Yakın tarihimizde bu ülkenin yedinci büyük kenti olarak anılan Samsun'un, ekonomik ölçek bakımından 40'li sıralara gerilemesini nasıl izah ederiz bilemem.
Geçmişte, tarım ve ticaret ağırlıklı bir ekonomik yapısı vardı Samsun'un.
Bölgedeki bütün şehirler, gıdadan, giyim kuşama ve inşaat malzemelerine kadar bütün ihtiyaçlarını Samsun'dan karşılardı bir zamanlar.
O yapı yok artık.
Samsun'un para sahipleri, bu durumun ilelebet süreceği gibi bir yanılgıya düştüler, sanayiye yatırım yapılması gibi uyarıları dikkate almadılar.
Bizim tüccarlar, eğitim almaları için ABD ve Avrupa ülkelerine gönderdikleri çocuklarının, bile bu konudaki uyarılarını ''İcat çıkarmayın'' diyerek kulak arkası ettiler.
Gelinen durum ortada.
İletişim araçlarındaki teknolojik gelişmeler, bölgenin deposu gibi işlev gören bu ticari yapılara ihtiyaç duyulmaz hale getirdi.
Dolayısıyla iş yapamaz duruma düşen ticari yapılar birer birer ortadan kalkmış oldu.

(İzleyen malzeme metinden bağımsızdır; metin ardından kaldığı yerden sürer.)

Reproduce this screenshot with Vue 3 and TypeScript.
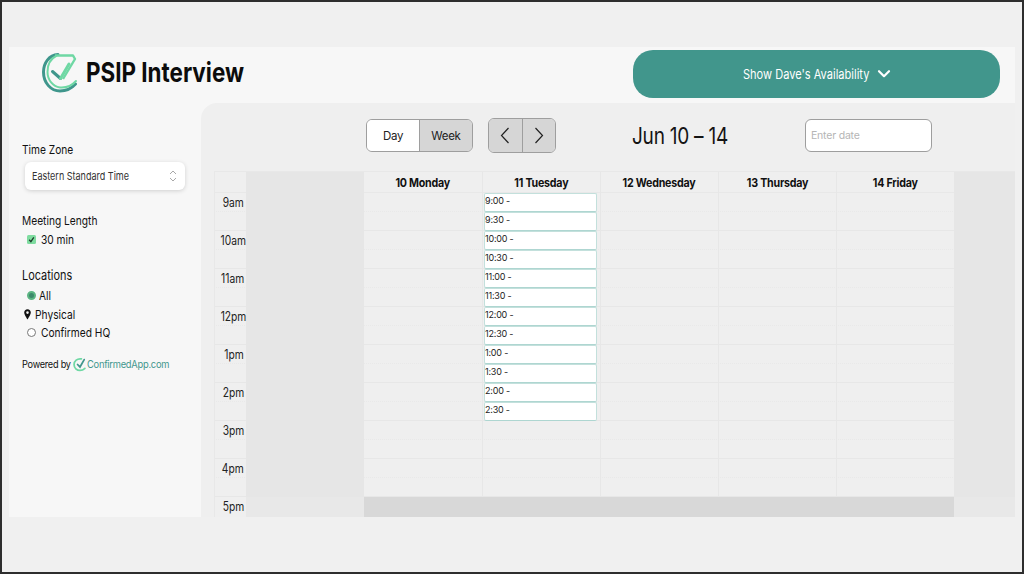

Bu durumdan oluşan zarar ziyanı tüccarlar görmedi haliyle.
Onların hala tuzu kuru olmalı ama Samsun'da işsizlik arttı.
Bu şehrin caddelerini bir an için gözünüzde canlandırın.
İnşaat malzemesi satanlar var hala ama eskisi gibi bölgedeki illere değil de sadece Samsun'a mal satarak işlevlerini sürdürebiliyorlar ancak.
Mecidiye'de eskiden olduğu gibi hala giyim kuşam mağazaları var ama bölgeye mal gönderen Sakarya Caddesi ve çevresindeki manifaturacılar yok oldular.
Şehrin bir başka alışveriş merkezi olan Çiftlik Caddesi ve Gazi Caddesinde ki mağazaların büyük bölümünde cep telefonu ve cep telefonları için aksesuar satan mağazalar yoğunlukta.
Bir de bol bol dönerci var bu şehrin bütün caddelerinde.
Ki;
Biz buna ''Dürüm-Döner'' ekonomisi dedik.
''Sanayi mi'' dediniz?
O yerinde sayıyor maalesef.
Dünya gazetesinin Bursa kökenli eski Reklam Müdürü Meral Ögat'ın, gezip gördüğünde ''Buna sanayimi diyorsunuz, burası Demirtaş OSB'nin bir caddesi kadar ancak'' dediği Samsun OSB'yle avunuyoruz hala.
Sanayi de gelişmiyor yani maalesef.
Sanayinin gelişememe nedenlerinden biri, Samsunlu para sahiplerinin öngörü eksikliği olsa da, diğer ve en önemli nedense, bu şehre yatırım yapacak olanları yolunacak kaz gibi gören yöneticileri seçiyor olmamızdır.
Nazım Usta'nın ''Kabahatin büyüğü sende kardeşim'' dediği gibi, şehre seçtikleri yöneticiler nedeniyle bu durumun oluşmama sebebi olarak, Samsun halkı da bu durumun sorumlularından biridir yani.
Bugün burada nokta koyalım ve yarın, Samsun'un sorunlarını sıralamaya devam ederek, adayların dikkatini o konulara çekmeye çalışalım.